A lot of what I don’t like about Forza Horizon 6 comes down not to its gorgeous rendering of Japan’s various biomes, but to the visual design meant to bring the rest of it to life. The smashable Regional Mascots littering the map are minimum-viable chibi approximations that look like assets ripped from a mobile game. They do nothing to evoke Japan’s rich mascot culture — a cursory look at the Mondo Mascots Twitter account would give you an idea of how deep this rabbit hole goes. There’s also barely any fashion or streetwear to play with, and the parking lot meet-ups are sterile — they’re not exactly capturing the ‘Lewis Hamilton at Daikoku’ spirit. At least your custom character can have hearing aids, though — as the victim of a particularly nasty SSNHL, I’ve always massively appreciated that.

Deja Vu! I've Just Been In This Place Before!
A light in the darkness are the Touge racing missions, tense cat-and-mouse battles in the mountains that evoke the legendary anime Initial D. On higher difficulties, they are seriously thrilling and desperate for some Eurobeat, owing to the inarguably great driving experience Playground has curated. This indicates that the studio could create something more culturally connected and antagonistic, like prime Need For Speed, if they wanted to, but this series is perennially held back by a worn-out 2010s festival framing that leaves no room for grit. Everything is awesome, all the time, and by the way, we’re just so proud of you for doing your best! Please, give me a break…
The tourist board side of the game provides stories to follow that aren’t too bad in concept, and you learn some fun facts on the day trips. But soon you realise you’re just driving, and not often in the car you want to, in a laid-back fashion that is just so much worse than careening through the open world without any barriers, or taking part in a proper race that you’ve tuned your car for.
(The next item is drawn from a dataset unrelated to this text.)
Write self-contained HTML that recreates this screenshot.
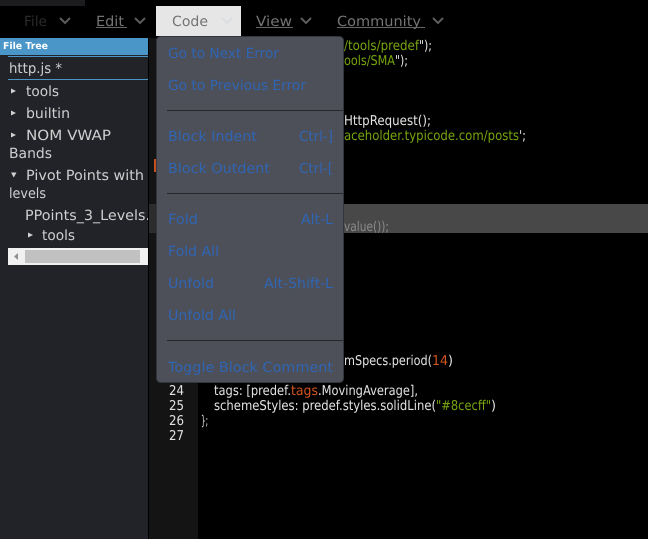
<!DOCTYPE html>
<html><head><meta charset="utf-8"><style>
html,body{margin:0;padding:0;background:#000;width:648px;height:539px;overflow:hidden}
svg{display:block}
text{font-family:"DejaVu Sans","Liberation Sans",sans-serif;font-size:14px;white-space:pre;text-rendering:geometricPrecision}
.m{fill:#3065b4}.s{fill:#cfcfcf}.c{fill:#e2e2e2;font-size:13.500px}.g{fill:#77a50f;font-size:13.500px}.o{fill:#d2541e;font-size:13.500px}
</style></head><body>
<svg width="648" height="539" viewBox="0 0 648 539" xmlns="http://www.w3.org/2000/svg">
<rect width="648" height="539" fill="#000"/>
<rect width="85" height="6" fill="#1c1c1e"/>
<!-- Menu bar -->
<rect x="156" y="6" width="85" height="30" fill="#e6e6e6"/>
<text x="24" y="26" fill="#2a2a2a" textLength="23" lengthAdjust="spacingAndGlyphs">File</text>
<text x="96" y="26" fill="#747474" textLength="28" lengthAdjust="spacingAndGlyphs">Edit</text>
<text x="172" y="26" fill="#747474" textLength="36" lengthAdjust="spacingAndGlyphs">Code</text>
<text x="256" y="26" fill="#747474" textLength="36" lengthAdjust="spacingAndGlyphs">View</text>
<text x="337" y="26" fill="#747474" textLength="84" lengthAdjust="spacingAndGlyphs">Community</text>
<g fill="#666"><rect x="96" y="27" width="31" height="1"/><rect x="256" y="27" width="37" height="1"/><rect x="337" y="27" width="88" height="1"/></g>
<g fill="none" stroke-width="2">
<path d="M60 18l5 5 5-5" stroke="#5c5c5c"/><path d="M135 18l5 5 5-5" stroke="#5c5c5c"/><path d="M222 18l5 5 5-5" stroke="#dadfe2"/><path d="M301 18l5 5 5-5" stroke="#5c5c5c"/><path d="M433 18l5 5 5-5" stroke="#5c5c5c"/>
</g>
<!-- Sidebar -->
<rect x="0" y="38" width="148" height="501" fill="#212329"/>
<rect x="0" y="38" width="148" height="17" fill="#4a96c8"/>
<text x="3" y="49" fill="#fff" font-weight="bold" style="font-size:9.500px" textLength="45" lengthAdjust="spacingAndGlyphs">File Tree</text>
<rect x="8" y="56" width="140" height="1" fill="#4a96c8"/>
<rect x="8" y="79" width="140" height="1" fill="#4a96c8"/>
<text class="s" x="9" y="73" textLength="53" lengthAdjust="spacingAndGlyphs">http.js *</text>
<text class="s" x="26" y="96" textLength="33" lengthAdjust="spacingAndGlyphs">tools</text>
<text class="s" x="26" y="118" textLength="44" lengthAdjust="spacingAndGlyphs">builtin</text>
<text class="s" x="26" y="140" textLength="85" lengthAdjust="spacingAndGlyphs">NOM VWAP</text>
<text class="s" x="9" y="158" textLength="43" lengthAdjust="spacingAndGlyphs">Bands</text>
<text class="s" x="26" y="180" textLength="118" lengthAdjust="spacingAndGlyphs">Pivot Points with</text>
<text class="s" x="9" y="198" textLength="37" lengthAdjust="spacingAndGlyphs">levels</text>
<text class="s" x="25" y="220" textLength="125" lengthAdjust="spacingAndGlyphs">PPoints_3_Levels.</text>
<text class="s" x="42" y="240" textLength="33" lengthAdjust="spacingAndGlyphs">tools</text>
<g fill="#d0d0d0">
<path d="M11 88.500l5 2.500-5 2.500z"/><path d="M11 110.500l5 2.500-5 2.500z"/><path d="M11 132.500l5 2.500-5 2.500z"/>
<path d="M11 172.500h5.500l-2.750 5z"/><path d="M28 232.500l5 2.500-5 2.500z"/>
</g>
<rect x="8" y="248" width="140" height="17" fill="#f1f1f1"/>
<rect x="25" y="250" width="115" height="13" fill="#c1c1c1"/>
<path d="M14 256.500l4-3.500v7z" fill="#8f8f8f"/>
<!-- Gutter -->
<rect x="148" y="38" width="1" height="501" fill="#000"/>
<rect x="149" y="38" width="49" height="501" fill="#141414"/>
<rect x="149" y="204" width="49" height="29" fill="#2c2c2c"/>
<rect x="154" y="159" width="3" height="13" fill="#c8501e"/>
<text class="c" x="169" y="395" textLength="15" lengthAdjust="spacingAndGlyphs">24</text>
<text class="c" x="169" y="410" textLength="15" lengthAdjust="spacingAndGlyphs">25</text>
<text class="c" x="169" y="425" textLength="15" lengthAdjust="spacingAndGlyphs">26</text>
<text class="c" x="169" y="440" textLength="15" lengthAdjust="spacingAndGlyphs">27</text>
<!-- Code -->
<rect x="198" y="204" width="450" height="29" fill="#484848"/>
<text class="g" x="344" y="50" textLength="75" lengthAdjust="spacingAndGlyphs">/tools/predef</text>
<text class="c" x="419" y="50" textLength="13" lengthAdjust="spacingAndGlyphs">");</text>
<text class="g" x="344" y="65" textLength="51" lengthAdjust="spacingAndGlyphs">ools/SMA</text>
<text class="c" x="395" y="65" textLength="13" lengthAdjust="spacingAndGlyphs">");</text>
<text class="c" x="344" y="125" textLength="87" lengthAdjust="spacingAndGlyphs">HttpRequest();</text>
<text class="g" x="344" y="140" textLength="175" lengthAdjust="spacingAndGlyphs">aceholder.typicode.com/posts</text>
<text class="c" x="519" y="140" textLength="7" lengthAdjust="spacingAndGlyphs">';</text>
<text x="344" y="231" fill="#8c8c8c" style="font-size:13.500px" textLength="45" lengthAdjust="spacingAndGlyphs">value());</text>
<text class="c" x="344" y="365" textLength="88" lengthAdjust="spacingAndGlyphs">mSpecs.period(</text>
<text class="o" x="432" y="365" textLength="16" lengthAdjust="spacingAndGlyphs">14</text>
<text class="c" x="448" y="365" textLength="5" lengthAdjust="spacingAndGlyphs">)</text>
<text class="c" x="214" y="395" textLength="77" lengthAdjust="spacingAndGlyphs">tags: [predef.</text>
<text class="o" x="291" y="395" textLength="27" lengthAdjust="spacingAndGlyphs">tags</text>
<text class="c" x="318" y="395" textLength="100" lengthAdjust="spacingAndGlyphs">.MovingAverage],</text>
<text class="c" x="214" y="410" textLength="222" lengthAdjust="spacingAndGlyphs">schemeStyles: predef.styles.solidLine(</text>
<text class="g" x="436" y="410" textLength="55" lengthAdjust="spacingAndGlyphs">"#8cecff"</text>
<text class="c" x="491" y="410" textLength="5" lengthAdjust="spacingAndGlyphs">)</text>
<text class="c" x="201" y="425" textLength="7" lengthAdjust="spacingAndGlyphs">};</text>
<!-- Dropdown -->
<rect x="156.500" y="36.500" width="187" height="346" rx="4" fill="#4d5058" stroke="#33363c"/>
<g fill="#26282e"><rect x="167" y="110" width="176" height="1"/><rect x="167" y="193" width="176" height="1"/><rect x="167" y="340" width="176" height="1"/></g>
<text class="m" x="168" y="58" textLength="111" lengthAdjust="spacingAndGlyphs">Go to Next Error</text>
<text class="m" x="168" y="90" textLength="138" lengthAdjust="spacingAndGlyphs">Go to Previous Error</text>
<text class="m" x="168" y="141" textLength="89" lengthAdjust="spacingAndGlyphs">Block Indent</text>
<text class="m" x="299" y="141" textLength="34" lengthAdjust="spacingAndGlyphs">Ctrl-]</text>
<text class="m" x="168" y="173" textLength="102" lengthAdjust="spacingAndGlyphs">Block Outdent</text>
<text class="m" x="299" y="173" textLength="34" lengthAdjust="spacingAndGlyphs">Ctrl-[</text>
<text class="m" x="168" y="224" textLength="30" lengthAdjust="spacingAndGlyphs">Fold</text>
<text class="m" x="301" y="224" textLength="32" lengthAdjust="spacingAndGlyphs">Alt-L</text>
<text class="m" x="168" y="256" textLength="51" lengthAdjust="spacingAndGlyphs">Fold All</text>
<text class="m" x="168" y="288" textLength="46" lengthAdjust="spacingAndGlyphs">Unfold</text>
<text class="m" x="264" y="288" textLength="69" lengthAdjust="spacingAndGlyphs">Alt-Shift-L</text>
<text class="m" x="168" y="320" textLength="68" lengthAdjust="spacingAndGlyphs">Unfold All</text>
<text class="m" x="168" y="372" textLength="165" lengthAdjust="spacingAndGlyphs">Toggle Block Comment</text>
</svg>
</body></html>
I’d rather have an audio-visual overlay that teaches me about what I’m looking at or where I’ve ended up in Japan, rather than these dull character-led excursions that cloy after a few minutes. Ultimately, Forza Horizon 6 is at its very best when it’s feeling really ambient — you can get into a wonderfully exciting patch of momentum if you string together some road and dirt racing between hunts for Speed Traps and Danger Signs, the mini activities that require astute car choices and death-defying trigger discipline.
Dude, Where’s My CaRPG?
The most enjoyable missions in Forza Horizon 6 are the showcase events, naturally — and it’s here where Playground Games has upped the ante, to the point where they start feeling like levels from Sonic Adventure. The first one has the classic cargo planes overhead, the rainbow bunting and Harrier smoke. Snooze button. But then you’re racing a not-Gundam, or chasing a rocket launch while you try to hit your sectors. Like the colossus events at the end of the game when you reach Legend Island, I was most keen to replay these missions due to the levelled-up pomp and challenge. At some points, I was half expecting a dolphin to fly over my head, or a truck to start chasing me down a hill as the bass line from Crush 40’s Escape From The City arrived in the mix.
Either way, though, there’s only so much you can do with isolated missions, and you’ve got to find something to hang onto beyond the jangling of virtual keys. I’ve long believed that the worst thing about the Forza Horizon games is the lack of progression, and 6 does little to address this problem.
From the jump, I was fleeced with a bunch of supercars and best-in-class vehicles that let me easily smoke my competition, and you can quite easily afford the necessary upgrades or car costs to max out a performance class and ace a race once you reach it. The lack of friction is what bothers me most — capitalism makes everything so smooth, doesn’t it? As you work through the game, you’re constantly unlocking wheelspins and super wheelspins, grimy-feeling slot machines that have the chance to provide you with lump-sums of credits and new, insanely-powerful vehicles to add to your heaving toybox.
It’s accessible, sure, but it also trivialises the process of getting better at the game — for the most part, you don’t actually need to. I want to have a relationship with my car (steady on). But seriously, though — I grew attached to a Mitsubishi Lancer in the early game, started tweaking it, but then I either couldn’t use it in the missions, or it wasn’t good enough to compete in the missions I was forced into to progress, and I had to buy something else. At least Gran Turismo lets me try… Japan has such a meticulously focused car culture, so for Forza Horizon 6 to make me fail to care deeply about any of its vehicles as they followed me on my journey… it left me with a sour feeling.
Don’t get me wrong, the online livery database is fun to play with, as is the new Treasure Car system, where you’re given photographic hints that task you with finding nostalgic, unique vehicles in the wild. That’s a way to make ownership feel slightly interesting. But it’s just another drop in your heaving bucket of toys, and it still just feels so meaningless in the grand scope of the game. Because the meat and potatoes of Horizon is driving around the open-world, you inevitably end up wanting an all-purpose vehicle you can whip through the snow, gravel and tarmac without too much pressure — and by that point, you’ve probably got fast-travel unlocked for the whole map anyway. Forza Horizon 6 does a good job of being action-packed enough that you don’t seriously dwell on this stuff until the very end, but it’s still a major issue plaguing the last few games, regardless.
The Verdict
Forza Horizon remains the definitive open-world arcade racing game on PC & console, thanks to the sixth game’s peerless scale, killer graphics, and mechanically intricate driving experience. But make no mistake, this series is in cruise control. The progression is dull, the set dressing is dated, and it doesn’t do much with Japan's rich car culture, or the metropolitan majesty of Tokyo City. Alas, with no serious competition to speak of outside of passion projects in the indie space, Forza Horizon 6 comfortably rests on its laurels and succeeds anyway. You can’t go wrong with it, but it could certainly be a lot better.